Tepatnya tujuan untuk memastikan pola konsumsi dan produksi berkelanjutan yang menyebut poin khusus terkait sampah makanan yaitu “mengurangi sampah makanan di tingkat ritel dan konsumen serta mengurangi kehilangan makanan di tingkat rantai produksi dan pasokan, termasuk kehilangan selama pascapanen.”

Sejumlah skenario kemudian diterapkan sebagai upaya Badan PBB untuk SDGs yang benar-benar diharapkan bisa mengurangi jejak karbon akibat sampah makan sebesar 38 persen tiap tahun.

Jumlahnya sekitar 1,4 giga ton atau kira-kira setara dengan gas efek rumah kaca yang dihasilkan Jepang tiap tahun.

Maka dengan kontribusi signifikan sampah terhadap perubahan iklim ini, ke depan benar-benar diperlukan langkah radikal untuk mengatasi persoalan sampah makanan.

Karena, jika dibiarkan dan tak ada upaya yang bijak untuk mengelola sampah maka suhu Bumi akan terus meningkat dan peradaban manusia secara umum bisa terancam.

Terlebih saat Ramadhan dan Hari Raya Idu Fitri di Indonesia, KLHK telah mencatat ada kenaikan jumlah sampah makanan 10-20 persen dari sampah yang dihasilkan masyarakat pada hari-hari biasa.

Langkah konkret pertama yang dapat dilakukan untuk mengatasi masalah sampah makanan adalah tidak menyisakan makanan di piring masing-masing. Karena itu, salah satu gerakan yang dikampanyekan KLHK adalah "habiskan makanan atau makan tanpa sisa".

Langkah berikutnya kalau ada sisa makanan di rumah, maka lakukan komposting di setiap rumah tangga agar mayoritas masalah persampahan di berbagai tempat di Indonesia bisa diselesaikan.

Jika komposting bisa secara konsisten dilakukan di tingkat rumah tangga maka 90-95 persen masalah sampah bisa diselesaikan secara mandiri.

Hal lain yang tak kalah penting untuk menghindari makanan yang mubazir adalah merencanakan menu yang akan disantap.

Langkah ini bisa dimulai dari menentukan resep dan seberapa banyak makanan yang dapat dikonsumsi dalam beberapa hari.

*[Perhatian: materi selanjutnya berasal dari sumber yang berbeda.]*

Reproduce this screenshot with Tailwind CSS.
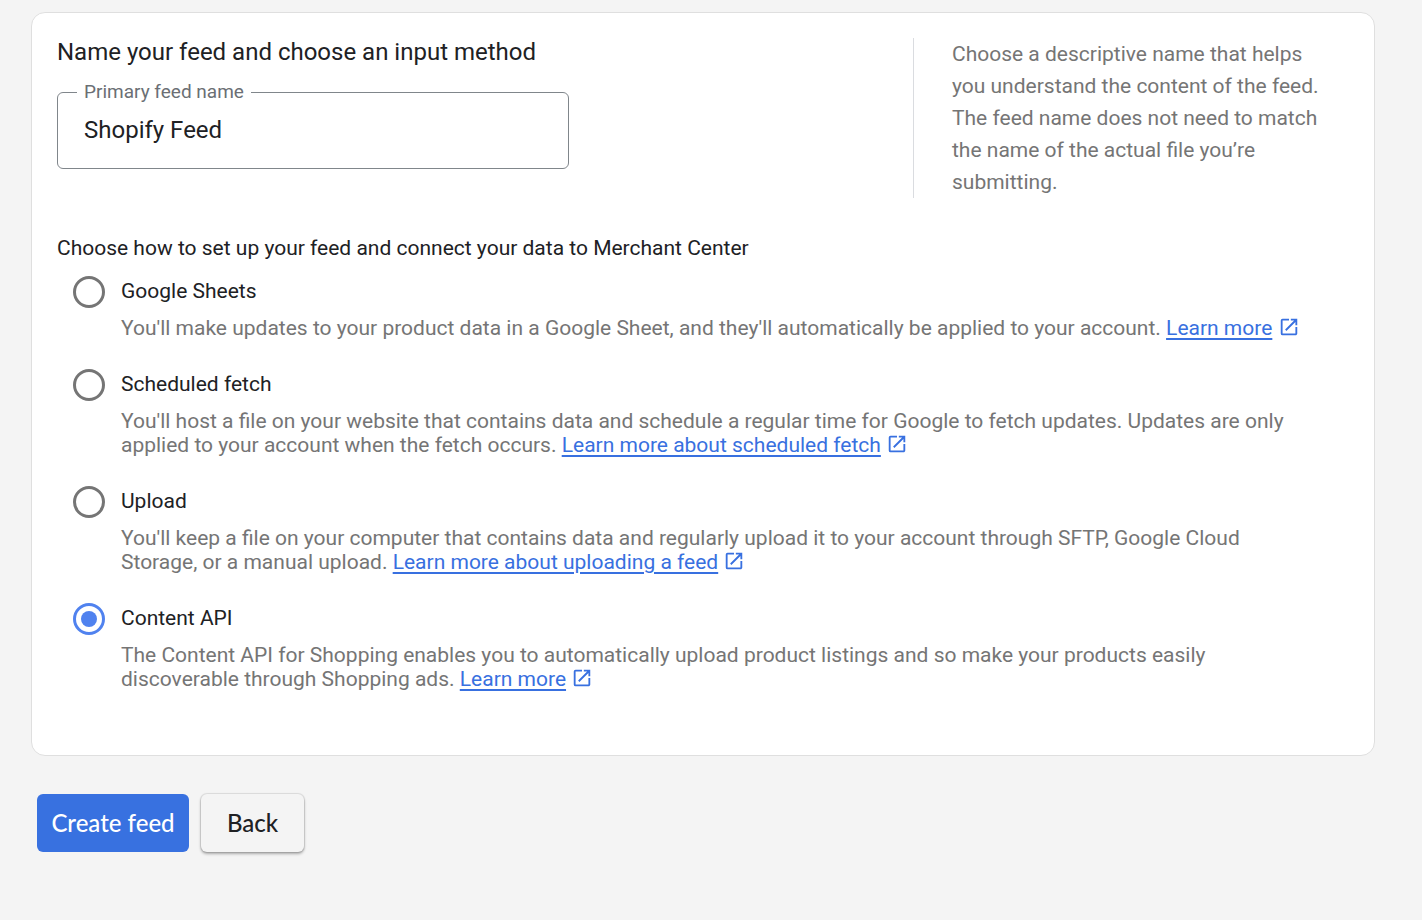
<!DOCTYPE html>
<html lang="en">

<head>
    <meta charset="UTF-8">
    <meta name="viewport" content="width=device-width, initial-scale=1.0">
    <title>Create feed</title>
    <script src="https://cdn.jsdelivr.net/npm/@tailwindcss/browser@4"></script>
</head>

<body class="min-h-screen bg-[#f4f4f4] font-[Roboto,sans-serif] text-[#202124]">

    <!-- Icon shared by the help links -->
    <svg xmlns="http://www.w3.org/2000/svg" class="hidden">
        <symbol id="open-in-new" viewBox="0 0 24 24">
            <path fill="currentColor" d="M19 19H5V5h7V3H5a2 2 0 0 0-2 2v14a2 2 0 0 0 2 2h14c1.100 0 2-.9 2-2v-7h-2v7zM14 3v2h3.590l-9.830 9.830 1.410 1.410L19 6.410V10h2V3h-7z" />
        </symbol>
    </svg>

    <form class="pt-3 pr-[47px] pl-[31px]">
        <!-- Card -->
        <div class="rounded-[14px] border border-[#dfdfdf] bg-white px-[25px] pt-[25px] pb-16">
            <div class="flex items-start justify-between">
                <div class="w-[512px]">
                    <h1 class="text-[24px] leading-7">Name your feed and choose an input method</h1>

                    <!-- Outlined text field -->
                    <fieldset class="mt-3 h-[91px] rounded-md border border-[#80868b] pl-[19px]">
                        <legend class="px-[7px] text-[19px] leading-7 text-[#6b6f74]">
                            <label for="feed-name">Primary feed name</label>
                        </legend>
                        <input id="feed-name" type="text" value="Shopify Feed" class="h-12 w-full px-[7px] text-[24px] leading-7 outline-none">
                    </fieldset>
                </div>

                <p class="w-[436px] border-l border-[#dadce0] pr-6 pl-[38px] text-[21px] leading-8 text-[#757575]">
                    Choose a descriptive name that helps you understand the content of the feed. The feed name does not need to match the name of the actual file you’re submitting.
                </p>
            </div>

            <h2 id="method-title" class="mt-9 text-[21px] leading-7">Choose how to set up your feed and connect your data to Merchant Center</h2>

            <!-- Input methods -->
            <div role="radiogroup" aria-labelledby="method-title" class="mt-3.5 flex flex-col gap-[29px] pr-10 pl-4">
                <div class="grid grid-cols-[32px_1fr] gap-x-4 gap-y-2">
                    <input id="sheets" type="radio" name="method" class="size-8 appearance-none rounded-full border-3 border-[#757575] bg-clip-content p-[5px] checked:border-[#5082ef] checked:bg-[#5082ef]">
                    <label for="sheets" class="text-[21px] leading-[30px]">Google Sheets</label>
                    <p class="col-start-2 text-[21px] leading-6 text-[#757575]">
                        You'll make updates to your product data in a Google Sheet, and they'll automatically be applied to your account.
                        <a href="#" class="text-[#3870e0]"><span class="underline decoration-2 underline-offset-3">Learn more</span> <svg class="-mt-1 inline size-[22px]"><use href="#open-in-new" /></svg></a>
                    </p>
                </div>

                <div class="grid grid-cols-[32px_1fr] gap-x-4 gap-y-2">
                    <input id="fetch" type="radio" name="method" class="size-8 appearance-none rounded-full border-3 border-[#757575] bg-clip-content p-[5px] checked:border-[#5082ef] checked:bg-[#5082ef]">
                    <label for="fetch" class="text-[21px] leading-[30px]">Scheduled fetch</label>
                    <p class="col-start-2 text-[21px] leading-6 text-[#757575]">
                        You'll host a file on your website that contains data and schedule a regular time for Google to fetch updates. Updates are only applied to your account when the fetch occurs.
                        <a href="#" class="text-[#3870e0]"><span class="underline decoration-2 underline-offset-3">Learn more about scheduled fetch</span> <svg class="-mt-1 inline size-[22px]"><use href="#open-in-new" /></svg></a>
                    </p>
                </div>

                <div class="grid grid-cols-[32px_1fr] gap-x-4 gap-y-2">
                    <input id="upload" type="radio" name="method" class="size-8 appearance-none rounded-full border-3 border-[#757575] bg-clip-content p-[5px] checked:border-[#5082ef] checked:bg-[#5082ef]">
                    <label for="upload" class="text-[21px] leading-[30px]">Upload</label>
                    <p class="col-start-2 text-[21px] leading-6 text-[#757575]">
                        You'll keep a file on your computer that contains data and regularly upload it to your account through SFTP, Google Cloud Storage, or a manual upload.
                        <a href="#" class="text-[#3870e0]"><span class="underline decoration-2 underline-offset-3">Learn more about uploading a feed</span> <svg class="-mt-1 inline size-[22px]"><use href="#open-in-new" /></svg></a>
                    </p>
                </div>

                <div class="grid grid-cols-[32px_1fr] gap-x-4 gap-y-2">
                    <input id="api" type="radio" name="method" checked class="size-8 appearance-none rounded-full border-3 border-[#757575] bg-clip-content p-[5px] checked:border-[#5082ef] checked:bg-[#5082ef]">
                    <label for="api" class="text-[21px] leading-[30px]">Content API</label>
                    <p class="col-start-2 text-[21px] leading-6 text-[#757575]">
                        The Content API for Shopping enables you to automatically upload product listings and so make your products easily discoverable through Shopping ads.
                        <a href="#" class="text-[#3870e0]"><span class="underline decoration-2 underline-offset-3">Learn more</span> <svg class="-mt-1 inline size-[22px]"><use href="#open-in-new" /></svg></a>
                    </p>
                </div>
            </div>
        </div>

        <!-- Actions -->
        <div class="mt-[38px] flex gap-3 pl-1.5 font-[Lato,sans-serif] text-[24px] font-medium">
            <button type="submit" class="h-[58px] w-[152px] rounded-md bg-[#3871e0] text-white">Create feed</button>
            <button type="button" class="h-[58px] w-[103px] rounded-md bg-[#f4f4f4] shadow-[0_0_1px_1px_rgba(0,0,0,0.1),0_2px_3px_rgba(0,0,0,0.3)]">Back</button>
        </div>
    </form>

</body>

</html>
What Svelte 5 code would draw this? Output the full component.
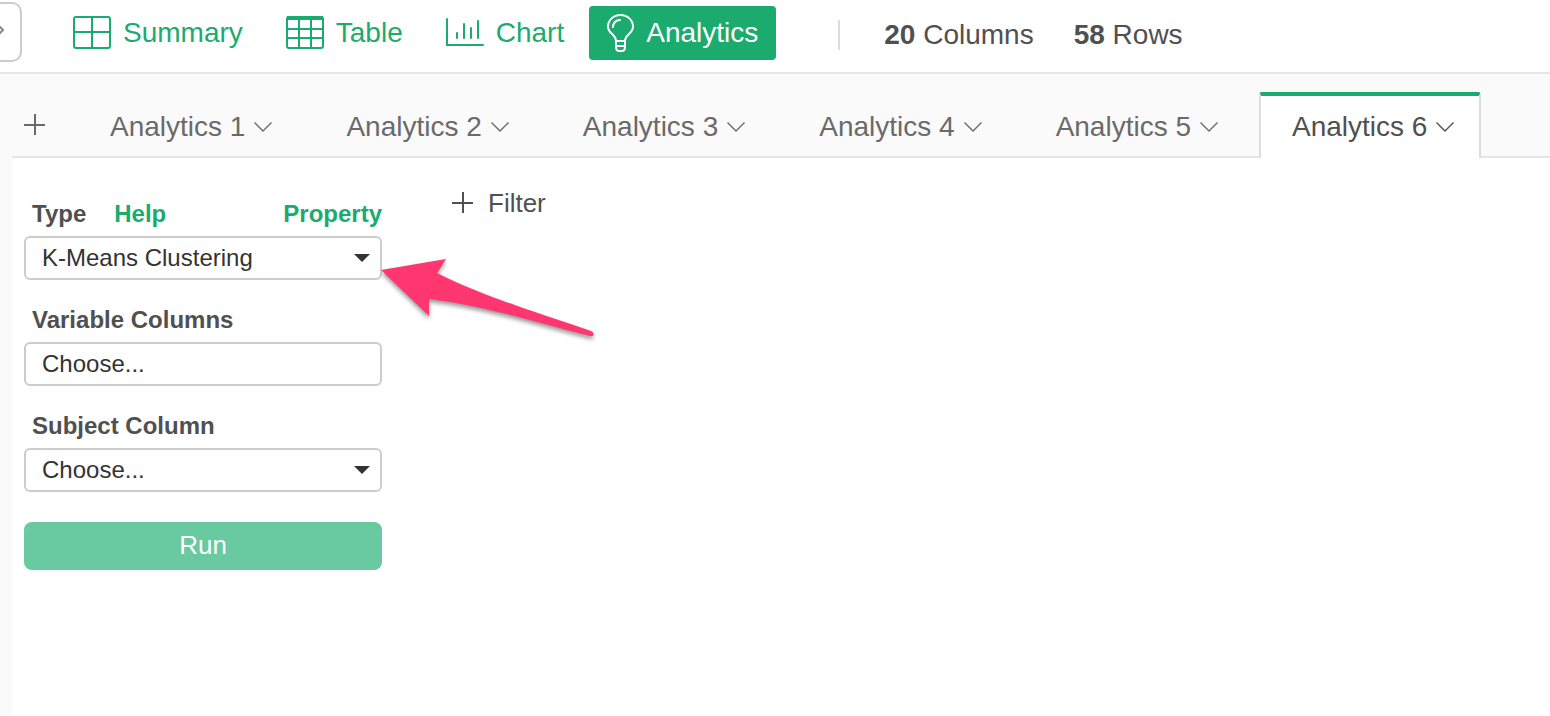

Tak kalah penting, jangan segan  mengolah sisa makanan dan temukan cara untuk menyimpan makanan dengan baik.

Selain itu, biasakan pula untuk berbagi jika ada kelebihan makanan sebagai salah satu upaya membagi kebahagiaan di hari yang fitri sekaligus menjaga Bumi tetap lestari.